The hybrid electric drive concept, brought forth by the three big giants shall cut down on fuel consumption and emissions by 25 percent when pitted against the current line of air-carriers. In order to electrify the drive system, Siemens and its two other alliances look to incorporate DA36 E-Star motor glider, the alpha-tests for which are currently on. To make the move sound just right, Dr. Frank Anton, the initiator of electric aircraft development at Siemens had this to say: “A serial hybrid electric drive can be scaled for a wide range of uses, making it highly suitable for aircraft as well.”
Siemens further posits that the technology is well-suited to be deployed on all aircraft types—small, medium and large.
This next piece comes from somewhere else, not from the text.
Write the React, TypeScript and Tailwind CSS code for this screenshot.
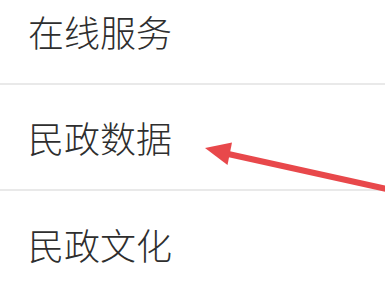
import React from 'react';

const items = ['在线服务', '民政数据', '民政文化'];

// Red annotation arrow drawn over the list, pointing at the second row.
function Arrow() {
  return (
    <svg
      className="pointer-events-none absolute inset-0"
      width={385}
      height={289}
      viewBox="0 0 385 289"
    >
      <line x1={226} y1={153.5} x2={400} y2={192} stroke="#e8484b" strokeWidth={6} />
      <polygon points="205,148 232,142.5 227.5,165" fill="#e8484b" />
    </svg>
  );
}

export default function App() {
  return (
    <div
      className="relative h-[289px] w-[385px] overflow-hidden bg-white"
      style={{ fontFamily: '"Noto Sans CJK SC", "Noto Sans", sans-serif' }}
    >
      <ul className="mt-[-21px] flex flex-col">
        {items.map((label, i) => (
          <li
            key={label}
            className={`box-border flex h-[106px] items-center pl-[28px] ${
              i < items.length - 1 ? 'border-b-2 border-[#e9e9e9]' : ''
            }`}
          >
            <span className="text-[36px] leading-none font-light text-[#2e2e2e]">{label}</span>
          </li>
        ))}
      </ul>
      <Arrow />
    </div>
  );
}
Initially though, it will be tested on smaller air-carriers before taking to the big roaring machines on larger birds.
The motor glider is picked from Diamond Aircraft’s HK36 Super Dimona, the only aircraft of its kind to have one. The plane’s propeller buzzes on a 70kW electric motor from Siemens. A midget engine from Austro comes in with the power thrust produced by a small generator intelligently drafted within the design. Then there is a Siemens converter to power the motor by linking it up with the battery and the generator.
The fuel consumption of the system is extremely low, with combustion engines always churning at a low output of 30kW. The battery set up comes from EADS and is quite a thing especially during takeoffs and climb. The accumulator gets recharged in the cruising phase and overall, it adds to the aircraft’s capabilities to cover long distances with scrimpy fuel consumption.